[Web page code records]
============
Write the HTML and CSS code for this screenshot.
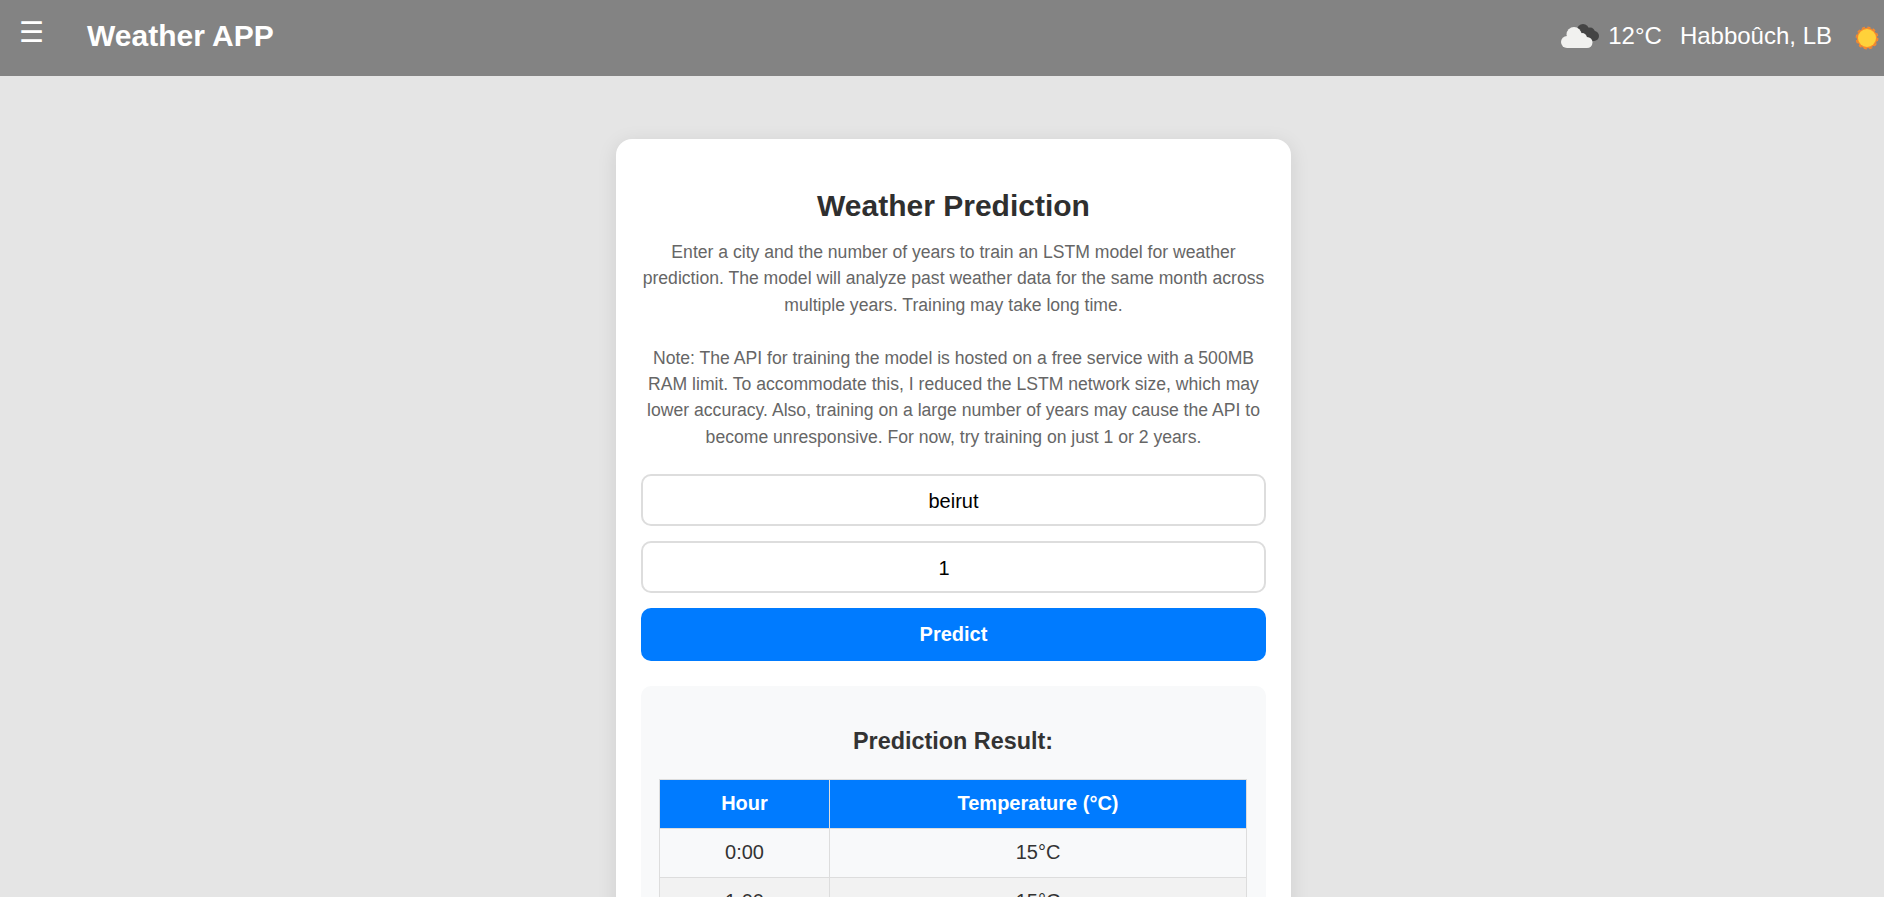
FILE: index.html
```html
<!DOCTYPE html>
<html lang="en">
<head>
<meta charset="utf-8">
<title>Weather APP</title>
<link rel="stylesheet" href="styles.css">
</head>
<body>
<header class="topbar">
  <div class="topbar-left">
    <span class="menu-btn">☰</span>
    <span class="brand">Weather APP</span>
  </div>
  <div class="topbar-right">
    <svg class="cloud" width="40" height="26" viewBox="0 0 40 26">
      <g fill="#444">
        <circle cx="23" cy="7" r="6"/>
        <circle cx="30" cy="9.500" r="5"/>
        <circle cx="34" cy="13" r="5"/>
        <rect x="20" y="8" width="14" height="10"/>
      </g>
      <g fill="#f1f1ef">
        <circle cx="14" cy="11.500" r="7.500"/>
        <circle cx="7" cy="19" r="6"/>
        <circle cx="22" cy="15" r="5"/>
        <circle cx="27" cy="19.500" r="5.500"/>
        <rect x="7" y="15" width="20" height="10"/>
      </g>
    </svg>
    <span class="temp">12°C</span>
    <span class="place">Habboûch, LB</span>
    <svg class="sun" width="24" height="24" viewBox="0 0 24 24">
      <circle cx="12" cy="12" r="10.300" fill="#f98a2b"/>
      <circle cx="12" cy="12" r="10.800" fill="none" stroke="#f98a2b" stroke-width="1.200" stroke-dasharray="3.200 2.455"/>
      <circle cx="12" cy="12" r="9" fill="#ffd23a"/>
    </svg>
  </div>
</header>
<main class="page">
  <section class="card">
    <h1 class="title">Weather Prediction</h1>
    <p class="intro">Enter a city and the number of years to train an LSTM model for weather prediction. The model will analyze past weather data for the same month across multiple years. Training may take long time.<br><br>Note: The API for training the model is hosted on a free service with a 500MB RAM limit. To accommodate this, I reduced the LSTM network size, which may lower accuracy. Also, training on a large number of years may cause the API to become unresponsive. For now, try training on just 1 or 2 years.</p>
    <input class="field" type="text" value="beirut">
    <input class="field field-number" type="number" value="1">
    <button class="predict">Predict</button>
    <div class="result">
      <h3 class="result-title">Prediction Result:</h3>
      <table class="grid">
        <thead><tr><th class="col-hour">Hour</th><th>Temperature (°C)</th></tr></thead>
        <tbody>
          <tr><td>0:00</td><td>15°C</td></tr>
          <tr><td>1:00</td><td>15°C</td></tr>
          <tr><td>2:00</td><td>15°C</td></tr>
        </tbody>
      </table>
    </div>
  </section>
</main>
</body>
</html>
```
FILE: styles.css
```css
* { box-sizing: border-box; }
html, body { margin: 0; padding: 0; }
body {
  height: 897px;
  overflow: hidden;
  background: #e5e5e5;
  font-family: "Liberation Sans", Arial, sans-serif;
}
.topbar {
  height: 76px;
  background: #838383;
  display: flex;
  align-items: center;
  justify-content: space-between;
  color: #fff;
  padding: 0 5px 4px 19px;
}
.topbar-left { display: flex; align-items: center; }
.menu-btn { font-size: 28px; line-height: 1; width: 68px; position: relative; top: -3px; }
.brand { font-size: 30px; font-weight: 700; }
.topbar-right { display: flex; align-items: center; font-size: 24px; }
.cloud { margin-right: 8px; }
.temp { margin-right: 18px; }
.place { margin-right: 23px; }
.sun { display: block; position: relative; top: 2px; }
.page { display: flex; justify-content: center; padding: 63px 0 0 23px; }
.card {
  width: 675px;
  background: #fff;
  border-radius: 16px;
  padding: 25px;
  box-shadow: 0 4px 20px rgba(0,0,0,.1);
  text-align: center;
}
.title { margin: 24px 0 15px; font-size: 30px; line-height: 36px; color: #2f2f2f; font-weight: 700; }
.intro { margin: 0 0 24px; font-size: 17.600px; line-height: 26.400px; color: #666; }
.field {
  display: block;
  width: 100%;
  height: 52px;
  margin-bottom: 15px;
  border: 2px solid #ddd;
  border-radius: 10px;
  background: #fff;
  text-align: center;
  font: 20px "Liberation Sans", Arial, sans-serif;
  color: #000;
  padding: 13px 12px 11px;
}
.field-number { padding-right: 16px; }
.predict {
  display: block;
  width: 100%;
  height: 53px;
  border: 0;
  border-radius: 10px;
  background: #007bff;
  color: #fff;
  font: 700 20px "Liberation Sans", Arial, sans-serif;
}
.result {
  margin-top: 25px;
  background: #f8f9fa;
  border-radius: 10px;
  padding: 20px 19px 20px 18px;
}
.result-title { margin: 22px 0 25px; font-size: 23.400px; line-height: 26px; color: #333; font-weight: 700; }
.grid { width: 100%; border-collapse: collapse; font-size: 20px; color: #333; }
.grid th, .grid td { height: 49px; border: 1px solid #ddd; padding: 0 0 2px; text-align: center; }
.grid th { background: #007bff; color: #fff; font-weight: 700; }
.col-hour { width: 170px; }
.grid tbody tr:nth-child(even) td { background: #f2f2f2; }
```
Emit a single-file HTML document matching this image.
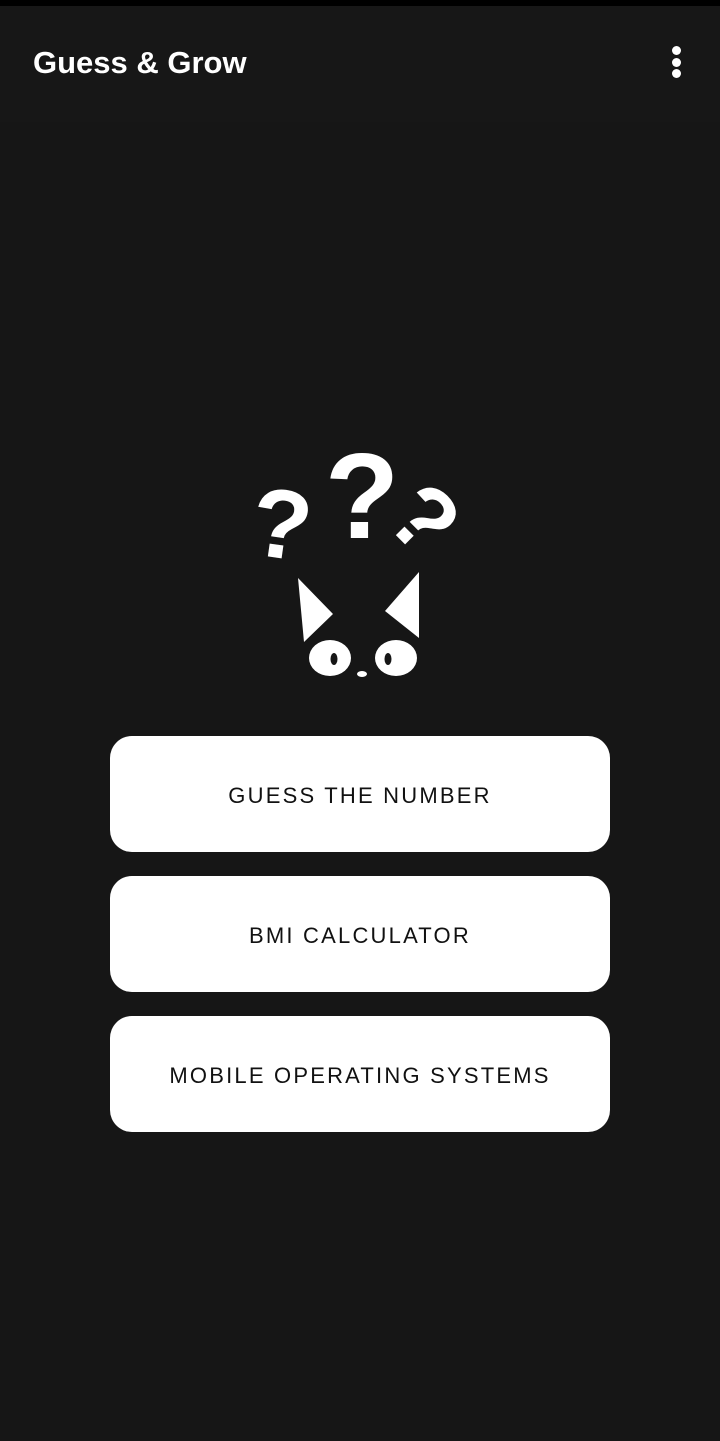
<!DOCTYPE html>
<html><head><style>
body{margin:0;width:720px;height:1441px;background:#161616;font-family:"Liberation Sans",sans-serif;overflow:hidden;position:relative}
.top{position:absolute;left:0;top:0;width:720px;height:6px;background:#000}
.bar{position:absolute;left:0;top:6px;width:720px;height:116px;background:#171717}
.title{position:absolute;left:33px;top:45px;color:#fff;font-size:31px;font-weight:bold;white-space:nowrap}
.dot{position:absolute;left:672px;width:9px;height:9px;border-radius:50%;background:#fff}
.btn{position:absolute;left:110px;width:500px;height:116px;background:#fff;border-radius:22px;display:flex;align-items:center;justify-content:center;font-size:22px;letter-spacing:2.2px;color:#111;padding-top:3px;box-sizing:border-box}
</style></head><body>
<div class="top"></div><div class="bar"></div>
<div class="title">Guess &amp; Grow</div>
<div class="dot" style="top:46px"></div><div class="dot" style="top:58px"></div><div class="dot" style="top:69px"></div>
<svg style="position:absolute;left:0;top:0" width="720" height="720">
<g fill="#fff" font-family="Liberation Sans,sans-serif" font-weight="bold">
<text x="282" y="558" font-size="98" text-anchor="middle" transform="rotate(8 282 520)">?</text>
<text x="362" y="538" font-size="122" text-anchor="middle">?</text>
<text x="428" y="552" font-size="92" text-anchor="middle" transform="rotate(45 428 515)">?</text>
<polygon points="298,578 333,614 304,642"/>
<polygon points="419,572 385,611 419,638"/>
<ellipse cx="330" cy="658" rx="21" ry="18"/>
<ellipse cx="396" cy="658" rx="21" ry="18"/>
<ellipse cx="362" cy="674" rx="5" ry="3"/>
</g>
<g fill="#161616"><ellipse cx="334" cy="659" rx="3.5" ry="6"/><ellipse cx="388" cy="659" rx="3.5" ry="6"/></g>
</svg>
<div class="btn" style="top:736px">GUESS THE NUMBER</div>
<div class="btn" style="top:876px">BMI CALCULATOR</div>
<div class="btn" style="top:1016px">MOBILE OPERATING SYSTEMS</div>
</body></html>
============
§ WHAT YOU NEED TO DO:
List each line holding the string "this".

§ FINAL ANSWER:
Write the HTML and CSS code for this screenshot.
    <p class="intro">Enter a city and the number of years to train an LSTM model for weather prediction. The model will analyze past weather data for the same month across multiple years. Training may take long time.<br><br>Note: The API for training the model is hosted on a free service with a 500MB RAM limit. To accommodate this, I reduced the LSTM network size, which may lower accuracy. Also, training on a large number of years may cause the API to become unresponsive. For now, try training on just 1 or 2 years.</p>
Emit a single-file HTML document matching this image.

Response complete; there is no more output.